In conclusion, I think that the hardware is great, the software is great and that the advertising is impossible to avoid and is great too. The pricing for both the 710 and the flagship 800 is looking fantastic compared to the Android ‘superphones’, iPhones and ridiculously overpriced and overrated BlackBerries that don’t do things that you buy them for such as accessing the internet. In my opinion the exposure that networks and retailers are set to give the handsets, especially the Lumia 800, will lead this to be an Android beater in the UK and overseas. (Exception: For some reason, Nokia only seem to be launching the 710 in the USA, so I do not see their prospects as being very good stateside.)

Windows Phone 7 offers something unique that needs more exposure. The Lumia phones will give that exposure to the OS and there is one great reason for that, above all the technical stuff and advertising.

‘It looks AWESOME!


  1. You cannot “rejuvenate” anything unless they make better hardware!!! Those tiny screens are not going to sell!!! They need bigger screens: 4.5″ high resolution SuperAMOLED+. A better Processor: 1.5 Ghz Dual Core MSM8260. An FFC. and T-Mobile 42Mbps 4G network would be great!

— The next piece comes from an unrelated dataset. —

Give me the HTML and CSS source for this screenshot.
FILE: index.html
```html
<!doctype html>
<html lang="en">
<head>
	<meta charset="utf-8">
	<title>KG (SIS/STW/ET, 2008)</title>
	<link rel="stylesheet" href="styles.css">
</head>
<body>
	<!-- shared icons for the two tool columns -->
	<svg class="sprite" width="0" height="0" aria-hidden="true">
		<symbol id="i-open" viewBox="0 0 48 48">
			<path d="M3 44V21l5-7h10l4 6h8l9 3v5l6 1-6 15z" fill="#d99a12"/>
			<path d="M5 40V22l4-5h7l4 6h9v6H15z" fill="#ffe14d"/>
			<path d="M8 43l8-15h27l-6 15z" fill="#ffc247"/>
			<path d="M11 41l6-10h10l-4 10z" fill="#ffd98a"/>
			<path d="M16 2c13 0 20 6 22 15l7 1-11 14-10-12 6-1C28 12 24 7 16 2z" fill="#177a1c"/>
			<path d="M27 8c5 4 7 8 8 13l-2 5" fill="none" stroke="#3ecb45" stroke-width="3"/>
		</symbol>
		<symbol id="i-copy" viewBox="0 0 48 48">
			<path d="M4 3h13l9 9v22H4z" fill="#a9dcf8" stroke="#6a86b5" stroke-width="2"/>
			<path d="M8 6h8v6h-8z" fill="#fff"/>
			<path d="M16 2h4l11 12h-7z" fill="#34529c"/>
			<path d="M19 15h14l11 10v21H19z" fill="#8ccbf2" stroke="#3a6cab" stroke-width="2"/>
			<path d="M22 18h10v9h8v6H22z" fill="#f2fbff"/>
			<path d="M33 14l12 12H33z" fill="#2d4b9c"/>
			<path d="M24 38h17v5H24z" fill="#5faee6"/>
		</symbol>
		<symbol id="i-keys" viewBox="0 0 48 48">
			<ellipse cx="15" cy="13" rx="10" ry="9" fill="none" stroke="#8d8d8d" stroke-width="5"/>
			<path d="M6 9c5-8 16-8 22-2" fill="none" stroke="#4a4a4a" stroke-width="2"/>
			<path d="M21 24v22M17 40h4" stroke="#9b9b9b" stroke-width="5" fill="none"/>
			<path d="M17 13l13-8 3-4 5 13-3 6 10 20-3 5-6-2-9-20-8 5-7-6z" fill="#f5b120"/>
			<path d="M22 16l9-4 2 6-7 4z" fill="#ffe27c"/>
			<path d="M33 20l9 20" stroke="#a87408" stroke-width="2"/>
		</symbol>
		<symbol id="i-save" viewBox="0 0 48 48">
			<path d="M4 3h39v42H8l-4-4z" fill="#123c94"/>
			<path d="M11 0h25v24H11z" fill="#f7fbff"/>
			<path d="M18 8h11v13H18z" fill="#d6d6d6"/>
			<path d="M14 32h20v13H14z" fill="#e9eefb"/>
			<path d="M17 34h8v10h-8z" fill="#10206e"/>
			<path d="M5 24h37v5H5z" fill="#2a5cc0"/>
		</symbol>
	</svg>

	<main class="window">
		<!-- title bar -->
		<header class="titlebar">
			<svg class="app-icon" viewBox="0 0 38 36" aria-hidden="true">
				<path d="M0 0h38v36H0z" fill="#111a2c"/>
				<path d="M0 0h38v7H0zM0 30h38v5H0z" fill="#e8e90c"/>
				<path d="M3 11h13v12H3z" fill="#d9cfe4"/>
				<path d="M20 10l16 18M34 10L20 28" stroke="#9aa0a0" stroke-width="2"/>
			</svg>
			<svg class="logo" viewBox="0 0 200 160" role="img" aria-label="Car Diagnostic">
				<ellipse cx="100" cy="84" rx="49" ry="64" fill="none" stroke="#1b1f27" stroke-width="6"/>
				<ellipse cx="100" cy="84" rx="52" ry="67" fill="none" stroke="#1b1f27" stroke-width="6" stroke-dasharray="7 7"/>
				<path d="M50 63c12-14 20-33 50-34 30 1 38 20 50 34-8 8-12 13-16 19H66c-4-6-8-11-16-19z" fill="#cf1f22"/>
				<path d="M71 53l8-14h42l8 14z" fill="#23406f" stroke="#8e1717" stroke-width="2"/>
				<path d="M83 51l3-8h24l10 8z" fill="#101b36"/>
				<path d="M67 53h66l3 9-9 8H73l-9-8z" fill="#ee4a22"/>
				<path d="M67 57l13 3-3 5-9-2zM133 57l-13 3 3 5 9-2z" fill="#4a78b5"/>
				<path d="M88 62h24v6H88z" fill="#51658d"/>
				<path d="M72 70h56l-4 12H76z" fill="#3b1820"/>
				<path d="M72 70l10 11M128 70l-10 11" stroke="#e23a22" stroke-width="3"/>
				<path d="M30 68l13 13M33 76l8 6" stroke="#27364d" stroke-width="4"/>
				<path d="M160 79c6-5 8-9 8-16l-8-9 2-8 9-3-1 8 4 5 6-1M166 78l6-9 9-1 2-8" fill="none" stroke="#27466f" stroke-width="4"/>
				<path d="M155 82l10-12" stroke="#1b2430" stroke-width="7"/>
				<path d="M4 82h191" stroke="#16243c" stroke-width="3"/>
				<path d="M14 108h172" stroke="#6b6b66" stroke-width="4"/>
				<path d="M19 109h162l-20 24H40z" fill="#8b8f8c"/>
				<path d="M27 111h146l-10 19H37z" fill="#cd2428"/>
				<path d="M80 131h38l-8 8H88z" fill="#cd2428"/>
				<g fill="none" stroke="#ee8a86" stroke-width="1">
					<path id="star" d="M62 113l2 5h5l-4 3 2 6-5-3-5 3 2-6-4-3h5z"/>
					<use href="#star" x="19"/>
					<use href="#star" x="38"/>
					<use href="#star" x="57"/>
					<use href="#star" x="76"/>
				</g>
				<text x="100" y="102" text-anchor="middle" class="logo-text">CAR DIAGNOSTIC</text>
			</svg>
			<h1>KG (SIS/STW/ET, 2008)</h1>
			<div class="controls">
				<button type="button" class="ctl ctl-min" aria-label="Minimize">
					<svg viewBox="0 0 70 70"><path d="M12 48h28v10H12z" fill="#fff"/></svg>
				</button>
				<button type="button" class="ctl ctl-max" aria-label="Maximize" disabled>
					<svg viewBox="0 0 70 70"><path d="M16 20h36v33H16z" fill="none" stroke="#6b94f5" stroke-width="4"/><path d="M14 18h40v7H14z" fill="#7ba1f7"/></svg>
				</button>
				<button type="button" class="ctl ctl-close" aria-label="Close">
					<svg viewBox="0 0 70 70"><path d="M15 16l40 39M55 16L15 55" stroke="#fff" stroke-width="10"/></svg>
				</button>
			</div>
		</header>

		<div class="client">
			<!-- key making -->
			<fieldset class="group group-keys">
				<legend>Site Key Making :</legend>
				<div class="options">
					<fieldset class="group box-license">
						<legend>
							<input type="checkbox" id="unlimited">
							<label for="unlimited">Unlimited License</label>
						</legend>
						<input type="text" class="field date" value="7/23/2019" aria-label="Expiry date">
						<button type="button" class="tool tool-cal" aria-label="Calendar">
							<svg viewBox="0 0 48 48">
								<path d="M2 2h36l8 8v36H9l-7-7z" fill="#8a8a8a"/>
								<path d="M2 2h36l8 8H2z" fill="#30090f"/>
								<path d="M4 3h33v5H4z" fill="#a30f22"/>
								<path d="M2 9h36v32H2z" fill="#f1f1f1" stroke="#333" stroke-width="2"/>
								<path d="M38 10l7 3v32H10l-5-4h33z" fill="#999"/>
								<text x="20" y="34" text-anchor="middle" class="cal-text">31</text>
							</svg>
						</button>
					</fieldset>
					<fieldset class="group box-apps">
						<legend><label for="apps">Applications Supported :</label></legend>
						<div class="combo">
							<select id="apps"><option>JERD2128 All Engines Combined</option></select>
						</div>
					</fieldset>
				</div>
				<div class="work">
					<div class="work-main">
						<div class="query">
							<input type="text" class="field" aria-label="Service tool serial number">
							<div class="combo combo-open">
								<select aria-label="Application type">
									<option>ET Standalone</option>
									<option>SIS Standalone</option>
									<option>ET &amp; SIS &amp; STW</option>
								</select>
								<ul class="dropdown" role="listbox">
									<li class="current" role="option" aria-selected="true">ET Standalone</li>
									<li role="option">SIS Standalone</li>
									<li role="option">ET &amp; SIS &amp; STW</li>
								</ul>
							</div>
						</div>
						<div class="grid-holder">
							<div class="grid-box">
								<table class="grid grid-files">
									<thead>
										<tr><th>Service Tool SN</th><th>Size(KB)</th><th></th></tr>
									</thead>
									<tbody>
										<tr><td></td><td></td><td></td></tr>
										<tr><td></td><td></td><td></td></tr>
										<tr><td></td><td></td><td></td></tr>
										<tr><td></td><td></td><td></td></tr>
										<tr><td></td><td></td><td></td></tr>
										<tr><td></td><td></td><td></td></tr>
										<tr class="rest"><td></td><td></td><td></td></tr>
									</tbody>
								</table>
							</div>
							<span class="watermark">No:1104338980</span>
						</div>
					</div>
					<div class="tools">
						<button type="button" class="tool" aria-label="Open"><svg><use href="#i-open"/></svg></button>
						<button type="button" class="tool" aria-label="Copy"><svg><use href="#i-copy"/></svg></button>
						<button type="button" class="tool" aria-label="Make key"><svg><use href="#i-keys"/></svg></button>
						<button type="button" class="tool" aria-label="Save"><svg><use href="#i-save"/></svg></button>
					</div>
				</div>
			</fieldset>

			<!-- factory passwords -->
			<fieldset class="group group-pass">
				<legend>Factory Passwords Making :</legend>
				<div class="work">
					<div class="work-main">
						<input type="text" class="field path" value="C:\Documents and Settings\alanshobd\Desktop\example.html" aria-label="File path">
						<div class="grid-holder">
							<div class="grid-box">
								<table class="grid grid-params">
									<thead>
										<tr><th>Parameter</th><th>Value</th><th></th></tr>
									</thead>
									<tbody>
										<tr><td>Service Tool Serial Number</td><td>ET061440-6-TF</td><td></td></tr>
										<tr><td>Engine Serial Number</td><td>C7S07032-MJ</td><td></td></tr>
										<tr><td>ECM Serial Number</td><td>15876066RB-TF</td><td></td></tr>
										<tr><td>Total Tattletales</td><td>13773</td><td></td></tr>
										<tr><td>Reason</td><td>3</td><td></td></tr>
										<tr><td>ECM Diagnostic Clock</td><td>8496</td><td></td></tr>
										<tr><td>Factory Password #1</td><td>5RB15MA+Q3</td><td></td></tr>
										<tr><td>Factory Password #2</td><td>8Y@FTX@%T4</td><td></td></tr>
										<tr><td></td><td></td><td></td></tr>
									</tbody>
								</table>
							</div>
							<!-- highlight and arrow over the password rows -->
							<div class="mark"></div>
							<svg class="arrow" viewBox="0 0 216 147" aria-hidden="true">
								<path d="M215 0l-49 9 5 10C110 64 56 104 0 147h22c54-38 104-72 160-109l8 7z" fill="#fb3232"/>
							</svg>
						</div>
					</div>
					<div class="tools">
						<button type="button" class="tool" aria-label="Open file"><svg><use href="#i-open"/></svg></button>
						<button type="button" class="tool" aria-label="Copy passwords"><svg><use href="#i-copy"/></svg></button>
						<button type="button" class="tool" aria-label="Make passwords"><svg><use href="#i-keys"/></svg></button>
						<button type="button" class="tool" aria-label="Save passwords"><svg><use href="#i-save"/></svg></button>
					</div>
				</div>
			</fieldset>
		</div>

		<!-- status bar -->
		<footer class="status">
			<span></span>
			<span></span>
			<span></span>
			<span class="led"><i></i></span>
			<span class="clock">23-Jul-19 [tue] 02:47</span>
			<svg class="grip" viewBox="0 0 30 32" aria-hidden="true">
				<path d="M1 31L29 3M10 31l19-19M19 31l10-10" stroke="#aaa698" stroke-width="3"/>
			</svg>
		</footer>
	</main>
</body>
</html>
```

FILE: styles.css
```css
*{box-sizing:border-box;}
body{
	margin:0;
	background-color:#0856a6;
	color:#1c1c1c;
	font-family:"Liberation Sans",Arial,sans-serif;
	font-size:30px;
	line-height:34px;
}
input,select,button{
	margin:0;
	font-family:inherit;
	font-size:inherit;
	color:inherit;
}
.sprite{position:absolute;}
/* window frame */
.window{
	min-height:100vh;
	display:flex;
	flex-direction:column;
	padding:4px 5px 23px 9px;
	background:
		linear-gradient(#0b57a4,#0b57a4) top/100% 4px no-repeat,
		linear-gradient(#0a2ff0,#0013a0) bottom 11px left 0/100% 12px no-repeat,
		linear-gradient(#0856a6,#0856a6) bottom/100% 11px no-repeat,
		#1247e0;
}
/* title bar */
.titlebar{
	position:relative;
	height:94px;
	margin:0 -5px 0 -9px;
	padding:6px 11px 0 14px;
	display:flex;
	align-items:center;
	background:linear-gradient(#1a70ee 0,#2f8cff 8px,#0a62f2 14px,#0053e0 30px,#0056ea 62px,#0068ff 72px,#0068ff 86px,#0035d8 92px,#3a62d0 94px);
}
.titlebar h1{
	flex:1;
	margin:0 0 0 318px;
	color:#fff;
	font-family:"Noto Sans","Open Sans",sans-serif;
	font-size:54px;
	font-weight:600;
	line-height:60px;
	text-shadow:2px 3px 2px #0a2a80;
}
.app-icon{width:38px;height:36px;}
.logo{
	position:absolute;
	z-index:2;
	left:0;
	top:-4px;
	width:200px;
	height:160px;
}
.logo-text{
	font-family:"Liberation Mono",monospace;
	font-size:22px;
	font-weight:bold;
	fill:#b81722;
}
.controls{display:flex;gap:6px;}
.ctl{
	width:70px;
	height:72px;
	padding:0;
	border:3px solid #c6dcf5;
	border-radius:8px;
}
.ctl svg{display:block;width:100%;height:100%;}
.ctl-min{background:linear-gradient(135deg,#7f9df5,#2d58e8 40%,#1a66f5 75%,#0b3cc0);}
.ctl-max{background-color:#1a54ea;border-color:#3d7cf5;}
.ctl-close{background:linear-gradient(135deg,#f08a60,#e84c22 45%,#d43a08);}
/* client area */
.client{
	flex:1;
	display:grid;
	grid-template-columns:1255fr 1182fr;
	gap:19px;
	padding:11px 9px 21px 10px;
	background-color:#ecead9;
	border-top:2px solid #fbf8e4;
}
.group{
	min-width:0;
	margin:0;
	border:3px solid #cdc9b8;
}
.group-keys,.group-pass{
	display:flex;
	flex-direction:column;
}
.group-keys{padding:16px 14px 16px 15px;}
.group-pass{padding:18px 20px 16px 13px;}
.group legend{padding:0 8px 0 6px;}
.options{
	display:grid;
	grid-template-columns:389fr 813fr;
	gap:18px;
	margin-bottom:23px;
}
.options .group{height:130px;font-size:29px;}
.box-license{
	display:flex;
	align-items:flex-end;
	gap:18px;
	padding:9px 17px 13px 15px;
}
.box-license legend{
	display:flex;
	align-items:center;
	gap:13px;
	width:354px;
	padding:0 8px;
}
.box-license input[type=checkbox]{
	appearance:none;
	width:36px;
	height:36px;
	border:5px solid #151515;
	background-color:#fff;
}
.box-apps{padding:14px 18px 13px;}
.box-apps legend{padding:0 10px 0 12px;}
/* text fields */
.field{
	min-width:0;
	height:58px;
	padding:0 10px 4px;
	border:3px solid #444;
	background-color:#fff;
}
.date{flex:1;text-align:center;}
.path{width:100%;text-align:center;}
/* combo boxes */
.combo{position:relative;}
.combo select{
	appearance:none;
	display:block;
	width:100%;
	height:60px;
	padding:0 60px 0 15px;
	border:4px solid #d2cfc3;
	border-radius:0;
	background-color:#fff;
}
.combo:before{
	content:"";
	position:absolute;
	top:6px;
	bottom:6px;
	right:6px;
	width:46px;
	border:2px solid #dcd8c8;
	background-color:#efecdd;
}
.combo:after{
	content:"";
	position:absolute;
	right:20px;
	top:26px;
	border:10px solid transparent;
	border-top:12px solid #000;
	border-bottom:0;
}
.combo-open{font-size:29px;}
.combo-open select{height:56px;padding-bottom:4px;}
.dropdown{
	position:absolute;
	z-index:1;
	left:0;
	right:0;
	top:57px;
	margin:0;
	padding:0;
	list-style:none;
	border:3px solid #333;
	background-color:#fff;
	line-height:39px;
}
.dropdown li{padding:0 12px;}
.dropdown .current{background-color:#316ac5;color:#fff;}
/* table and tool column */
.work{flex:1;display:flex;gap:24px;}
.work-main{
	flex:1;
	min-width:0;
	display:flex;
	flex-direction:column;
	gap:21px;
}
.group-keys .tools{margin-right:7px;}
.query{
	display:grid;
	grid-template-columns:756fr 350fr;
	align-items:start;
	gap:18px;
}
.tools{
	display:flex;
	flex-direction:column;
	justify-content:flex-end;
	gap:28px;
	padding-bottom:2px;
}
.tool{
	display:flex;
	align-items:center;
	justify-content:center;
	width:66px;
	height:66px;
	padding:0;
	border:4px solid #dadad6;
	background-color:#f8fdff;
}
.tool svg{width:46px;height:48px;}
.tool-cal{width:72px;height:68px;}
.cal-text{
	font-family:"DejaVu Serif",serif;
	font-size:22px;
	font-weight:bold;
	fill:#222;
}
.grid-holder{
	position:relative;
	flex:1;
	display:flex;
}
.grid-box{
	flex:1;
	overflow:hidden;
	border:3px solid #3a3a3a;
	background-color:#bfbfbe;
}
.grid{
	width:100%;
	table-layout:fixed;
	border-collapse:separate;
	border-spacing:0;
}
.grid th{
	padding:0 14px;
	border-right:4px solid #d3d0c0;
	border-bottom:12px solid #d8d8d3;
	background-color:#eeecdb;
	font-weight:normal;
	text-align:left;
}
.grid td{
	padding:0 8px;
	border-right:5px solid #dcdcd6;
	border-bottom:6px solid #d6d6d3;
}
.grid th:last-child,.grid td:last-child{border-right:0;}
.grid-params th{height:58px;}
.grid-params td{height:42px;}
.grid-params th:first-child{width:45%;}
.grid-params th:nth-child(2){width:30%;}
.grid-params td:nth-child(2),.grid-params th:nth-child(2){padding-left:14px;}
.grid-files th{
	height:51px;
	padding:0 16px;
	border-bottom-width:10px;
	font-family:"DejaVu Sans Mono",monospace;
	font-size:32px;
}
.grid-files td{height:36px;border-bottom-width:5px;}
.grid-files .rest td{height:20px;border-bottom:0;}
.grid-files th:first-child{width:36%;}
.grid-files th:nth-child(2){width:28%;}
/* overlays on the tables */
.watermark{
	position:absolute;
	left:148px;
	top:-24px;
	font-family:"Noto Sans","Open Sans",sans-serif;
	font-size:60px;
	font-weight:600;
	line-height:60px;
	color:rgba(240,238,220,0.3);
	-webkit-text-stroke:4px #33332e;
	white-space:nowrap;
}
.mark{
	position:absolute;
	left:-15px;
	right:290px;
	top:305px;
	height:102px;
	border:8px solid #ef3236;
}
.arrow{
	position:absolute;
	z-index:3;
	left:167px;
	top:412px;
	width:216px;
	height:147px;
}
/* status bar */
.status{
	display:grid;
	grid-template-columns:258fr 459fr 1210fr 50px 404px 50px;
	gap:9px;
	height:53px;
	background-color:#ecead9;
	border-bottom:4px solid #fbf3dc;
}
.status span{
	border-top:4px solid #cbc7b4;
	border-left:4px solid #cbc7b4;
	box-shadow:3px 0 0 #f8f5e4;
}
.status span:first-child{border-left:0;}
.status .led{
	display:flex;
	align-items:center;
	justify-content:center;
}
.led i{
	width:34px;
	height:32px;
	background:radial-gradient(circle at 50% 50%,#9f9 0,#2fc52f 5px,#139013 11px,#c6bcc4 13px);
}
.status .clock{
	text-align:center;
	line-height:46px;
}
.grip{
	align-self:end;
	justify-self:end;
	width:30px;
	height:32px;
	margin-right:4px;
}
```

    1. Some people don’t want to hold a massive slab up to their ears. For those who do and want a Windows Phone then the HTC Titan should suit them. The current uniform 800 x 480 resolution is to make app development easier and, like the use of the same chipsets, avoids fragmentation. Microsoft will increase the resolutions in time and ‘4G’ and dual/quad core chips will come along whenever they are more battery friendly.

    1. No Chris. It’s all about the 4.7 inch Samsung Galaxy S II HD LTE that’s only available in Soutg Korea. Or the Sprint variant in the USA that is underwhelmingly named the Samsung Galaxy S II Epic 4G Touch. Needs more epicosity.

  2. Windows phone could double it’s market share with this. To almost three percent. The only spec where this phone matches the suite of new Android phones is the camera. Apparently mango is hard to demonstrate because it’s so different. Guess we’ll see. But what’s compelling? The pink?

    1. No. The pink is horrible. I use Android on a daily basis and have grown to hate it over the past few months. I have tried Mango out on one of the last-generation HTC handsets and it was absolutely fantastic. When they are released, I definitely think that you should give a Lumia a go in a retail store. Try out some of the features of Mango (or read our review) and give it a chance. If more people did then the Android market share would shrink and Microsoft would head towards the top.